The Department of Education promised states that they would provide them with technical assistance on the front end, before the Department issued its reports on the states’ financial practices, so that LEAs could work out any kinks in the data collection and reporting system. But a breakdown in communication from the Department meant that states did not all receive that benefit.  The Department conducted the reviews as planned, but follow-up communication between the states and the Department varied greatly. Whereas some states went back and forth with Department staff as many as 10 times, fine-tuning their records-keeping processes, others received only an initial evaluation from the Department and no follow-up. Additionally, while the Department has completed 48 of the SFSF 2010-2011 reviews, it has made only 3 site visit reports and 12 desk review reports available to the public and to state officials.

States did acknowledge, though, that the Department of Education has made reporting requirements more routine and therefore less burdensome over time.  While the original reporting requirements presented a challenge to the states, they have since grown accustomed to the requirements and have developed systems that leave them saddled with fewer time-consuming data collection responsibilities.
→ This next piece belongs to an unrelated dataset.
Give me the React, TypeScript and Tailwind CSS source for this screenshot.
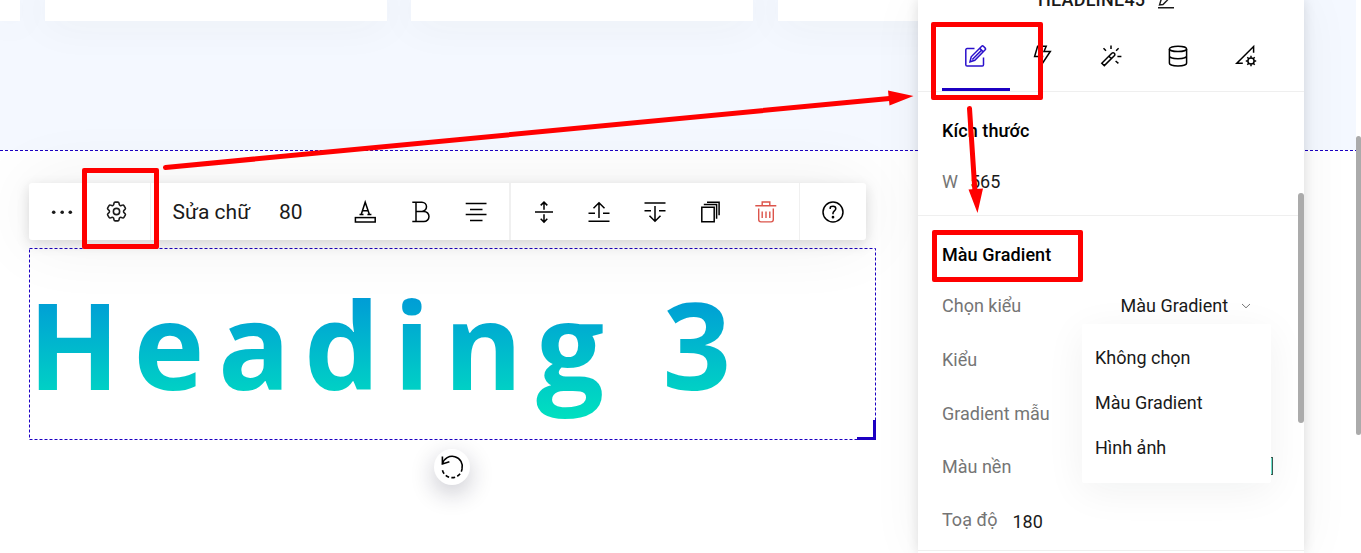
import type { ReactNode } from "react";
import { HiOutlineCog6Tooth } from "react-icons/hi2";

function Icon({ children, className = "", width = 1.5 }: { children: ReactNode; className?: string; width?: number }) {
  return (
    <svg
      viewBox="0 0 24 24"
      className={"h-6 w-6 shrink-0 overflow-visible " + className}
      fill="none"
      stroke="currentColor"
      strokeWidth={width}
    >
      {children}
    </svg>
  );
}

function Cards() {
  return (
    <div className="flex h-[21px] w-[1361px] overflow-visible">
      <div className="h-full w-5 shrink-0 bg-white shadow-[0_0_45px_rgba(60,60,20,0.07)]" />
      <div className="ml-[25px] h-full w-[342px] shrink-0 bg-white shadow-[0_0_45px_rgba(60,60,20,0.07)]" />
      <div className="ml-6 h-full w-[342px] shrink-0 bg-white shadow-[0_0_45px_rgba(60,60,20,0.07)]" />
      <div className="ml-[25px] h-full w-[342px] shrink-0 bg-white shadow-[0_0_45px_rgba(60,60,20,0.07)]" />
    </div>
  );
}

function Toolbar() {
  return (
    <div className="absolute left-[29px] top-[183px] flex h-[57px] w-[837px] items-center rounded-[3px] bg-white text-[21px] text-[#1a1a1a] shadow-[0_4px_14px_rgba(0,0,0,0.14),0_0_70px_rgba(0,0,0,0.07)]">
      <Icon className="ml-[21px]">
        <g fill="currentColor" stroke="none">
          <circle cx="3.7" cy="12.2" r="1.8" />
          <circle cx="12.2" cy="12.2" r="1.8" />
          <circle cx="20.3" cy="12.2" r="1.8" />
        </g>
      </Icon>
      <HiOutlineCog6Tooth className="ml-[30px] h-[25px] w-[25px] shrink-0" strokeWidth={1.5} />
      <div className="ml-[21px] h-full w-px shrink-0 bg-[#f0f0f0]" />
      <span className="ml-[21.5px] w-[106.5px] shrink-0 pt-[2px] whitespace-nowrap">Sửa chữ</span>
      <span className="w-[74px] shrink-0 pt-[2px]">80</span>
      <Icon className="text-black">
        <path d="M8.2 14.5 12.2 2.2 16.4 14.5M6.5 14.5h4M14.4 14.5h4M9.6 10.8h5.4" />
        <rect x="2.4" y="17.6" width="19.8" height="4.4" />
      </Icon>
      <Icon className="ml-8 text-black">
        <path d="M3.3 2.2h9.6a4.6 4.6 0 0 1 0 9.2H7M12.9 11.4h2a5.1 5.1 0 0 1 0 10.2H3.3M7 2.2v19.4" />
      </Icon>
      <Icon className="ml-[31px] text-black">
        <path d="M1.7 3.6h20.8M6 9.4h12.5M1.7 14.5h20.8M6 20.4h12.5" />
      </Icon>
      <div className="ml-[21px] h-full w-0.5 shrink-0 bg-[#f0f0f0]" />
      <Icon className="ml-[21px] text-black">
        <path d="M3 12.1h18M12 2.3v7.5M8.7 5.4 12 2.1l3.3 3.3M12 14.3v7.6M8.7 18.8l3.3 3.3 3.3-3.3" />
      </Icon>
      <Icon className="ml-[31px] text-black">
        <path d="M1.5 21.2h21M1.5 13.3H8M16 13.3h6.5M12 18V2.7M6.5 8.3 12 2.8l5.5 5.5" />
      </Icon>
      <Icon className="ml-8 text-black">
        <path d="M1.5 3h21M1.5 10.8H8M16 10.8h6.5M12 6v15.2M6.5 15.8l5.5 5.5 5.5-5.5" />
      </Icon>
      <Icon className="ml-[31px] text-black">
        <path d="M3.8 7.2h12.4v14.6H3.8zM5.8 4.6h12.8v14.2M9 2.2h12.1v13.1" />
      </Icon>
      <Icon className="ml-8 text-[#dc544b]" width={1.4}>
        <path d="M1.3 5.7h21M8.2 5.5V2h7.6v3.5M4.7 8.4v11.2c0 1.5.8 2.3 2.2 2.3h10.2c1.4 0 2.2-.8 2.2-2.3V8.4M8.2 11.5v6.6M12 11.5v6.6M15.8 11.5v6.6" />
      </Icon>
      <div className="ml-[21px] h-full w-px shrink-0 bg-[#f0f0f0]" />
      <Icon className="ml-[21px] text-black">
        <circle cx="12" cy="12" r="10" />
        <path d="M9.2 9.1V7.8c0-1 1.1-1.6 2.8-1.6s2.8 1 2.8 2.5c0 2-2.8 2.4-2.8 4.4v1.2" />
        <circle cx="12" cy="17.2" r=".6" fill="currentColor" />
      </Icon>
    </div>
  );
}

function Heading() {
  return (
    <div className="relative mt-[97px] ml-[29px] h-[192px] w-[847px]">
      <h3 className="-ml-px bg-[linear-gradient(180deg,#0081df_0%,#00ecbc_100%)] bg-clip-text font-['Open_Sans',sans-serif] text-[120px] leading-[192px] font-bold tracking-[13.6px] whitespace-nowrap text-transparent">
        Heading 3
      </h3>
      <svg className="absolute inset-0 h-full w-full" fill="none" stroke="#1c00c2">
        <rect x=".5" y=".5" width="846" height="191" strokeDasharray="3 2" />
      </svg>
      <div className="absolute right-0 bottom-0 h-5 w-[19px] border-r-[3px] border-b-[3px] border-[#1c00c2]" />
      <div className="absolute top-[201px] left-[405px] flex h-9 w-9 items-center justify-center rounded-full bg-white text-black shadow-[0_8px_24px_rgba(20,20,50,0.24)]">
        <Icon width={1.6}>
          <path d="M2.5 8.8A10 10 0 0 1 22 14" />
          <path d="M22 14A10 10 0 0 1 2.1 13" strokeDasharray="3.8 2.3" strokeDashoffset="1" />
          <path d="M2.4 1.5v7.4l7-2.2" />
        </Icon>
      </div>
    </div>
  );
}

function Tabs() {
  return (
    <div className="flex h-[83px] shrink-0 items-end border-b border-[#efefef] pl-6 text-black">
      <div className="flex h-[74px] w-[68px] border-b-[3px] border-[#1c00c2] pt-[27px] pl-[21px] text-[#2a10cc]">
        <Icon>
          <path d="M11.5 4.6H4.1c-.8 0-1.3.5-1.3 1.3v14.8c0 .8.5 1.3 1.3 1.3h15.2c.8 0 1.2-.5 1.2-1.3v-7.1" />
          <path d="m7 17.8 1.2-5L18.7 2.3c.5-.5 1.2-.5 1.7 0l1.8 1.8c.5.5.5 1.2 0 1.7L11.8 16.3zM16.8 4.4l3.4 3.4M18.7 6.1l-9.4 9.4" />
        </Icon>
      </div>
      <div className="flex h-[74px] w-[67px] pt-[27px] pl-[21px]">
        <Icon>
          <path d="M6.6 2.2h8.6L13 7.4h6.3L10 21.5l1.5-9H3.6z" />
        </Icon>
      </div>
      <div className="flex h-[74px] w-[68px] justify-center pt-[27px]">
        <Icon>
          <path d="M2.8 19.3l10-10c1.7-1.6 4.2.8 2.5 2.5l-10 9.8zM9.9 12.2l2.5 2.5M12 1.5v3.6M4.5 4.3 7 6.8M19.6 4.3l-2.500 2.500M18.400 12.400h4M16.600 17l2.800 2.400" />
        </Icon>
      </div>
      <div className="flex h-[74px] w-[67px] pt-[27px] pl-[21px]">
        <Icon>
          <ellipse cx="12" cy="4.9" rx="8.6" ry="2.7" />
          <path d="M3.4 4.9v14.4c0 1.5 3.8 2.7 8.6 2.7s8.6-1.2 8.6-2.7V4.9M3.4 12c0 1.5 3.8 2.7 8.6 2.7s8.6-1.2 8.6-2.7" />
        </Icon>
      </div>
      <div className="flex h-[74px] w-[68px] justify-center pt-[27px]">
        <Icon>
          <path d="M19.6 8.8V2.5L2.8 19.2h6" />
          <circle cx="17" cy="17" r="3.1" />
          <path d="M17 13.8v-2M17 22.2v-2M13.8 17h-2M22.2 17h-2M14.8 14.8l-1.5-1.5M20.7 20.7l-1.5-1.5M14.8 19.2l-1.5 1.5M20.7 13.3l-1.5 1.5" />
        </Icon>
      </div>
    </div>
  );
}

function Dropdown() {
  return (
    <div className="absolute top-[324px] left-[164px] flex h-[159px] w-[189px] flex-col rounded-[2px] bg-white pt-[11px] pl-[13px] text-[#1a1a1a] shadow-[0_8px_40px_rgba(0,40,30,0.06)]">
      <div className="flex h-[45px] items-center">Không chọn</div>
      <div className="flex h-[45px] items-center">Màu Gradient</div>
      <div className="flex h-[45px] items-center">Hình ảnh</div>
    </div>
  );
}

function Panel() {
  return (
    <aside className="absolute top-0 left-[918px] flex h-[553px] w-[386px] flex-col bg-white text-[18px] text-[#757575] shadow-[0_0_12px_rgba(0,0,0,0.12),0_0_50px_rgba(0,0,0,0.05)]">
      <div className="flex h-[9px] shrink-0 items-end pl-[120px] text-[#1a1a1a]">
        <span className="h-[21px] w-[119px] text-[18px] leading-[23px] font-medium tracking-[0.25px]">HEADLINE45</span>
        <svg className="h-[21px] w-[18px]" fill="none" stroke="currentColor" strokeWidth="1.4">
          <path d="M1 19.7h16M2.5 17l1.5-5 8-8 3 3-5 5.5-4 4z" />
        </svg>
      </div>
      <Tabs />
      <section className="flex h-[124px] shrink-0 flex-col border-b border-[#efefef] px-6 pt-[26px]">
        <h4 className="h-[26px] leading-[26px] font-medium tracking-[0.08px] text-black">Kích thước</h4>
        <div className="mt-[25px] flex leading-[26px]">
          <span className="w-7">W</span>
          <span className="text-[#1a1a1a]">565</span>
        </div>
      </section>
      <section className="flex h-[335px] shrink-0 flex-col border-b border-[#efefef] pt-[26px] pr-7 pl-6 leading-[26px]">
        <h4 className="font-medium tracking-[0.08px] text-black">Màu Gradient</h4>
        <div className="mt-[25px] flex items-center">
          <span className="w-[178.5px]">Chọn kiểu</span>
          <span className="w-[120px] text-[#1a1a1a]">Màu Gradient</span>
          <svg className="h-2 w-3" fill="none" stroke="#777">
            <path d="m1 2 4 3.8L9 2" />
          </svg>
        </div>
        <div className="mt-[28px]">Kiểu</div>
        <div className="mt-[28px]">Gradient mẫu</div>
        <div className="mt-[27px] flex items-center justify-between">
          <span>Màu nền</span>
          <div className="mr-[3px] mb-[2px] h-[18px] w-10 border border-[#3b5b52] bg-[#6ce6cf]" />
        </div>
        <div className="mt-[27px] flex">
          <span className="w-[70.5px]">Toạ độ</span>
          <span className="pt-[2px] text-[#1a1a1a]">180</span>
        </div>
      </section>
      <Dropdown />
      <div className="absolute top-[193px] right-0 h-[230px] w-1.5 rounded-full bg-[#ababab]" />
    </aside>
  );
}

function Annotations() {
  return (
    <>
      <div className="absolute top-[168px] left-[82px] h-[81px] w-[77px] rounded-[2px] border-5 border-[#f00]" />
      <div className="absolute top-[22px] left-[931px] h-[78px] w-[112px] rounded-[2px] border-5 border-[#f00]" />
      <div className="absolute top-[230px] left-[932px] h-[52px] w-[151px] rounded-[2px] border-5 border-[#f00]" />
      <svg className="absolute inset-0 h-[553px] w-[1361px]" fill="#f00" stroke="#f00">
        <path d="M165.500 167.500 892 98.200M969.500 108.500 975 192" strokeWidth="5" strokeLinecap="round" />
        <path d="m888 90.500 25.500 5.500-24 9.500zM968.500 189.500l14.500-1-5.500 24.500z" stroke="none" />
      </svg>
    </>
  );
}

export default function App() {
  return (
    <main className="relative h-[553px] w-[1361px] overflow-hidden bg-white font-[Roboto,sans-serif]">
      <div className="h-[150px] bg-[#f4f8ff]">
        <Cards />
      </div>
      <svg className="block h-px w-full" stroke="#1c00c2">
        <path d="M0 .5H1356" strokeDasharray="3 2" />
      </svg>
      <Heading />
      <Toolbar />
      <div className="absolute top-0 right-0 h-full w-[5px] bg-white">
        <div className="mt-[136px] h-[299px] rounded-full bg-[#ababab]" />
      </div>
      <Panel />
      <Annotations />
    </main>
  );
}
The GAO report shows that, while states would benefit from additional assistance from Department officials in providing data back to the Department, the programs generally provided a stop-gap measure to fill major budget shortfalls. LEAs did use the ARRA funds available to them to save or create jobs, an explicit goal of the program; and those funds maintained a quality of education that would otherwise have been sacrificed as a result of states’ financial straits throughout the recession.  But without the continued availability of federal funds, and with state and local tax revenues still far from pre-recession levels, states are struggling to meet their obligations, let alone to invest in expanded capacity and innovative reforms.